Say, you're a software developer. Say, you want to write an easy-to-install program for any Linux distribution. I'd say, "You have a problem." OpenSUSE, however, has improved upon its solution for this problem: the openSUSE Build Service, which now supports Red Hat Enterprise Linux and CentOS.

The problem, in more detail, is that, despite such standardization efforts as the LSB (Linux Standard Base) and Portland Project, unless you expect users to compile their own programs from source-code, it's not easy to create programs that will install and run on every popular Linux variation.

What openSUSE Build Service supplies are the tools needed for developers to release open source software for openSUSE and other Linux distributions on different hardware architectures. The project began a year ago when Novell released the first alpha version of the Build Service.

The build service enables developers to build programs for different hardware platforms without a "compiler farm" of different hardware. It also provides automatic resolving of dependencies to other packages. If a program depends on another package, say a KDE application on a Trolltech Qt library, the KDE application will be rebuilt automatically if its Qt library is changed and rebuilt. This, in turn, takes much of the donkey work out of building applications for Linux.

In a statement, Michael Loeffler, openSUSE product manager at Novell, said, "as its name suggests, the openSUSE project is committed to choice and opposed to the exclusion of innovation simply because it may have originated in another project."

By adding support “to build packages for CentOS and Red Hat Enterprise Linux, the openSUSE Build Service makes it even easier to build packages across multiple Linux distributions," the statement said.

Francis Giannaros, an openSUSE board member, said in a statement, "Web software created by specific Linux distributions has often been hindered by its proprietary nature that restricts its use by others.
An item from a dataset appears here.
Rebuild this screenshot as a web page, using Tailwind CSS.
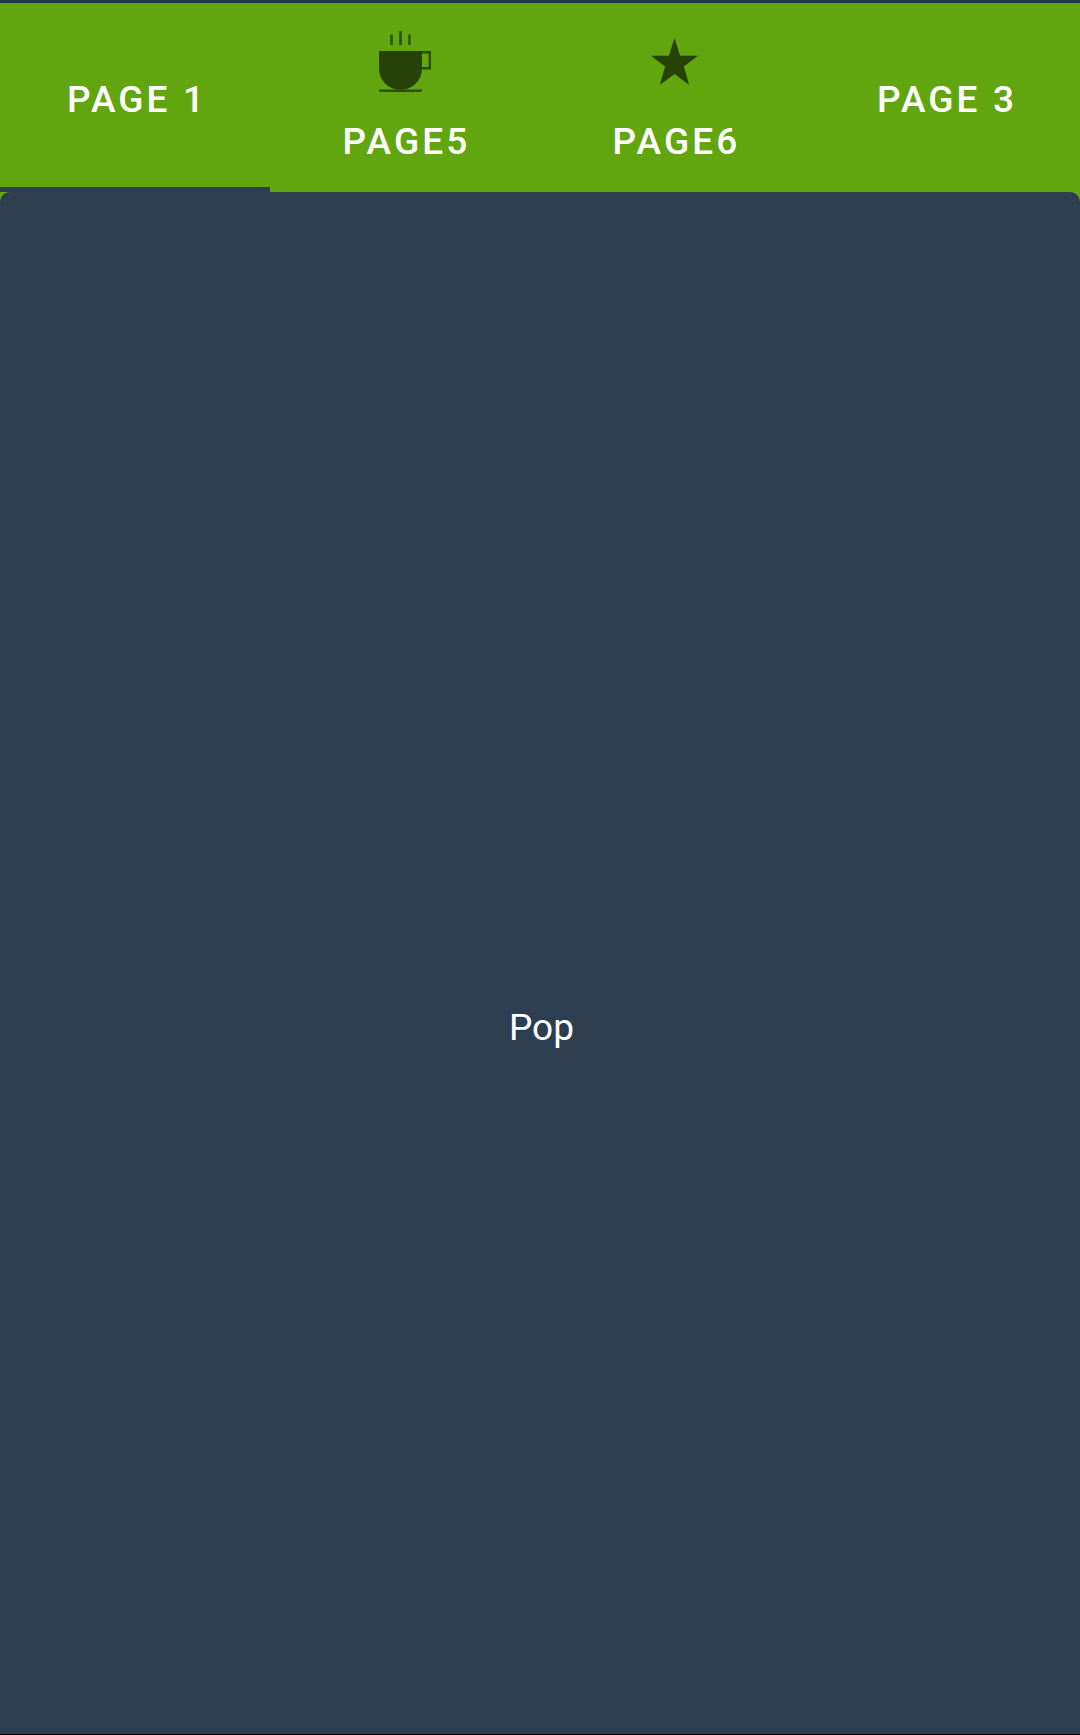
<!DOCTYPE html>
<html lang="en"><head><meta charset="utf-8"><title>Pages</title><script src="https://cdn.jsdelivr.net/npm/@tailwindcss/browser@4"></script></head>
<body class="flex h-[1735px] w-[1080px] flex-col overflow-hidden bg-[#61a60e] font-['Roboto',sans-serif] text-white">
<div class="h-[3px] shrink-0 bg-[#1e374c]"></div>
<nav class="grid h-[189px] shrink-0 grid-cols-4 text-[37px] font-medium leading-[50px] tracking-[3.1px]">
<div class="flex items-center justify-center border-b-[5px] border-[#2c3e50] pt-[9px] pl-[4px]">PAGE 1</div>
<div class="flex flex-col items-center pt-[22px]">
<svg class="h-[72px] w-[72px]" viewBox="0 0 72 72"><path d="M10 26h43v17.500a21.500 21.500 0 0 1-43 0z" fill="#264207"/><path d="M21.300 9.500h2.500V20h-2.500zM30.200 6h2.600v14h-2.600zM39.200 9.500h2.500V20h-2.500zM10 64.600h43v2.400H10z" fill="#2d4f08"/><path d="M53 27.200h7.800v16.100H53" fill="none" stroke="#2d4f08" stroke-width="2.400"/></svg>
<span class="mt-[20px] pl-[3px]">PAGE5</span></div>
<div class="flex flex-col items-center pt-[22px]">
<svg class="h-[72px] w-[72px]" viewBox="0 0 72 72"><path fill="#264207" d="M35.500 13l5.600 17.700H59L44.900 41.500 50.200 60 35.500 49 20.800 60 26.100 41.500 12 30.700h17.900z"/></svg>
<span class="mt-[20px] pl-[3px]">PAGE6</span></div>
<div class="flex items-center justify-center pt-[4px] pl-[4px]">PAGE 3</div>
</nav>
<main class="flex grow items-center justify-center rounded-t-[10px] border-b border-black bg-[#2c3e50] pt-[129px] pl-[3px] text-[37px]">Pop</main>
</body></html>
The openSUSE Build Service remains completely free and open software, and now we are adding full support for building packages for all popular distributions directly at openSUSE.org.

The addition of Red Hat Enterprise Linux and CentOS [a Red Hat Enterprise Linux clone] as build targets further emphasizes the commitment of the openSUSE Build Service to flexibility, making it the perfect option for a central development platform. It is also user friendly, stable and actively developed."

The openSUSE Build Service now supports openSUSE, SUSE Linux Enterprise, Fedora, Debian, Ubuntu, Red Hat, and CentOS. It can be used with a Web interface, or a Python or Perl-based command-line tool.